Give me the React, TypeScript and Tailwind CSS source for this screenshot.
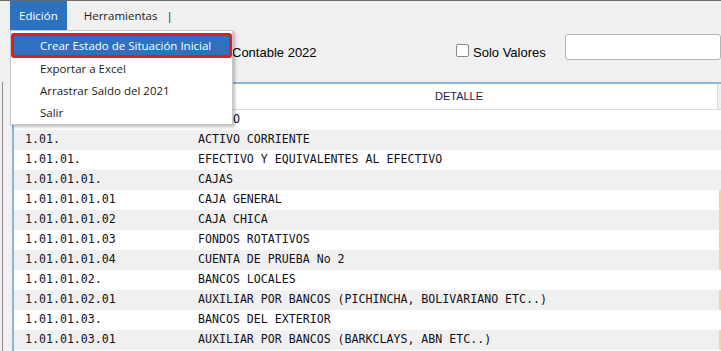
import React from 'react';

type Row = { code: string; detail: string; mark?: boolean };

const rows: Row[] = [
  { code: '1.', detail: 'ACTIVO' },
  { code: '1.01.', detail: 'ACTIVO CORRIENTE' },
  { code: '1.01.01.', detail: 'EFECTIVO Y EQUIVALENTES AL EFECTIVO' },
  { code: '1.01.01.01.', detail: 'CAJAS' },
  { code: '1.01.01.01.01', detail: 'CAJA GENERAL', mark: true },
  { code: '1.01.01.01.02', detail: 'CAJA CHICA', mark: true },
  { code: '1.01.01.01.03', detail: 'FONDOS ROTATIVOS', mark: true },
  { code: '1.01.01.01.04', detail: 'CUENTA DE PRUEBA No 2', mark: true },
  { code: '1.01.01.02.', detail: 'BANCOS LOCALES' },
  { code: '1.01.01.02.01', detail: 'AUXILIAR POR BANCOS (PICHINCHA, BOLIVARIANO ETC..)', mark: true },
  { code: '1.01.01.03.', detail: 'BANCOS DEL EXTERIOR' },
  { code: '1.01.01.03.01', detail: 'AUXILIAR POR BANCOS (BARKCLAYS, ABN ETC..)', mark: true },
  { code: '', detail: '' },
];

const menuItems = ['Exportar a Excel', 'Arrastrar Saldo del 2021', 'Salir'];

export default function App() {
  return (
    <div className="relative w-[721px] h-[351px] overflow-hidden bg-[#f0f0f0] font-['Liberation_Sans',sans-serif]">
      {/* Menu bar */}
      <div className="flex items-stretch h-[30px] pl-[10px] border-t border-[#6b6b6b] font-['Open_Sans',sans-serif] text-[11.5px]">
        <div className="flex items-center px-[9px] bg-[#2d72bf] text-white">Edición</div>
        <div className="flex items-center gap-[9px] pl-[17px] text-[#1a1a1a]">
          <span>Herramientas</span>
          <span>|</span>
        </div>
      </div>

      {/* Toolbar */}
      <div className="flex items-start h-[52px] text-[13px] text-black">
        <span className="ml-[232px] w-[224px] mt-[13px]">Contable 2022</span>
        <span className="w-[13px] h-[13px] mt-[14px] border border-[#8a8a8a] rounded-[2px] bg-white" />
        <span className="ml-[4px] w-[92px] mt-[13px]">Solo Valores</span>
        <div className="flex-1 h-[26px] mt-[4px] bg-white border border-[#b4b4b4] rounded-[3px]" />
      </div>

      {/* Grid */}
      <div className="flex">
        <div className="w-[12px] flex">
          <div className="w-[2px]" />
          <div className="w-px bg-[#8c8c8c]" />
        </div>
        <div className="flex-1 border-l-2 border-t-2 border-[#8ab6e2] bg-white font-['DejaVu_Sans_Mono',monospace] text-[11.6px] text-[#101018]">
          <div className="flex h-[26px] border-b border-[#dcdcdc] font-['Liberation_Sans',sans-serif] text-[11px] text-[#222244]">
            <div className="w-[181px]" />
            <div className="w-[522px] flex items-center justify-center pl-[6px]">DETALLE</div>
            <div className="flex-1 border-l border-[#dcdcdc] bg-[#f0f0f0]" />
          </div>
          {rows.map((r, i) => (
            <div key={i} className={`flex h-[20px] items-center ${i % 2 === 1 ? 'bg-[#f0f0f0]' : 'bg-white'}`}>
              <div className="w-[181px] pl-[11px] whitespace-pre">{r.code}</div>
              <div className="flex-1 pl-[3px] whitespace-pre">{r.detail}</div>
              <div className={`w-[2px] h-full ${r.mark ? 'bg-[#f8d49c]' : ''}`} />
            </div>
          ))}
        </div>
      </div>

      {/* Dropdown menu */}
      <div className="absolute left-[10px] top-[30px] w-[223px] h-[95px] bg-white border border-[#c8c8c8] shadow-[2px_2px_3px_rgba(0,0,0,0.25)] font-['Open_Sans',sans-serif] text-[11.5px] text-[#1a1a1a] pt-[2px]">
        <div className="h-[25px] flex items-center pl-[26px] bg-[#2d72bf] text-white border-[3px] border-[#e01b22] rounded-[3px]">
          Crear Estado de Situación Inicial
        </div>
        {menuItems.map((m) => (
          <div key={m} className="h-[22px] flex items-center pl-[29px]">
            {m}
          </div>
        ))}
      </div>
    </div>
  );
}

####################

Transcribe the material exactly, leaving every picture out.

Give me the React, TypeScript and Tailwind CSS source for this screenshot.
import React from 'react';

type Row = { code: string; detail: string; mark?: boolean };

const rows: Row[] = [
  { code: '1.', detail: 'ACTIVO' },
  { code: '1.01.', detail: 'ACTIVO CORRIENTE' },
  { code: '1.01.01.', detail: 'EFECTIVO Y EQUIVALENTES AL EFECTIVO' },
  { code: '1.01.01.01.', detail: 'CAJAS' },
  { code: '1.01.01.01.01', detail: 'CAJA GENERAL', mark: true },
  { code: '1.01.01.01.02', detail: 'CAJA CHICA', mark: true },
  { code: '1.01.01.01.03', detail: 'FONDOS ROTATIVOS', mark: true },
  { code: '1.01.01.01.04', detail: 'CUENTA DE PRUEBA No 2', mark: true },
  { code: '1.01.01.02.', detail: 'BANCOS LOCALES' },
  { code: '1.01.01.02.01', detail: 'AUXILIAR POR BANCOS (PICHINCHA, BOLIVARIANO ETC..)', mark: true },
  { code: '1.01.01.03.', detail: 'BANCOS DEL EXTERIOR' },
  { code: '1.01.01.03.01', detail: 'AUXILIAR POR BANCOS (BARKCLAYS, ABN ETC..)', mark: true },
  { code: '', detail: '' },
];

const menuItems = ['Exportar a Excel', 'Arrastrar Saldo del 2021', 'Salir'];

export default function App() {
  return (
    <div className="relative w-[721px] h-[351px] overflow-hidden bg-[#f0f0f0] font-['Liberation_Sans',sans-serif]">
      {/* Menu bar */}
      <div className="flex items-stretch h-[30px] pl-[10px] border-t border-[#6b6b6b] font-['Open_Sans',sans-serif] text-[11.5px]">
        <div className="flex items-center px-[9px] bg-[#2d72bf] text-white">Edición</div>
        <div className="flex items-center gap-[9px] pl-[17px] text-[#1a1a1a]">
          <span>Herramientas</span>
          <span>|</span>
        </div>
      </div>

      {/* Toolbar */}
      <div className="flex items-start h-[52px] text-[13px] text-black">
        <span className="ml-[232px] w-[224px] mt-[13px]">Contable 2022</span>
        <span className="w-[13px] h-[13px] mt-[14px] border border-[#8a8a8a] rounded-[2px] bg-white" />
        <span className="ml-[4px] w-[92px] mt-[13px]">Solo Valores</span>
        <div className="flex-1 h-[26px] mt-[4px] bg-white border border-[#b4b4b4] rounded-[3px]" />
      </div>

      {/* Grid */}
      <div className="flex">
        <div className="w-[12px] flex">
          <div className="w-[2px]" />
          <div className="w-px bg-[#8c8c8c]" />
        </div>
        <div className="flex-1 border-l-2 border-t-2 border-[#8ab6e2] bg-white font-['DejaVu_Sans_Mono',monospace] text-[11.6px] text-[#101018]">
          <div className="flex h-[26px] border-b border-[#dcdcdc] font-['Liberation_Sans',sans-serif] text-[11px] text-[#222244]">
            <div className="w-[181px]" />
            <div className="w-[522px] flex items-center justify-center pl-[6px]">DETALLE</div>
            <div className="flex-1 border-l border-[#dcdcdc] bg-[#f0f0f0]" />
          </div>
          {rows.map((r, i) => (
            <div key={i} className={`flex h-[20px] items-center ${i % 2 === 1 ? 'bg-[#f0f0f0]' : 'bg-white'}`}>
              <div className="w-[181px] pl-[11px] whitespace-pre">{r.code}</div>
              <div className="flex-1 pl-[3px] whitespace-pre">{r.detail}</div>
              <div className={`w-[2px] h-full ${r.mark ? 'bg-[#f8d49c]' : ''}`} />
            </div>
          ))}
        </div>
      </div>

      {/* Dropdown menu */}
      <div className="absolute left-[10px] top-[30px] w-[223px] h-[95px] bg-white border border-[#c8c8c8] shadow-[2px_2px_3px_rgba(0,0,0,0.25)] font-['Open_Sans',sans-serif] text-[11.5px] text-[#1a1a1a] pt-[2px]">
        <div className="h-[25px] flex items-center pl-[26px] bg-[#2d72bf] text-white border-[3px] border-[#e01b22] rounded-[3px]">
          Crear Estado de Situación Inicial
        </div>
        {menuItems.map((m) => (
          <div key={m} className="h-[22px] flex items-center pl-[29px]">
            {m}
          </div>
        ))}
      </div>
    </div>
  );
}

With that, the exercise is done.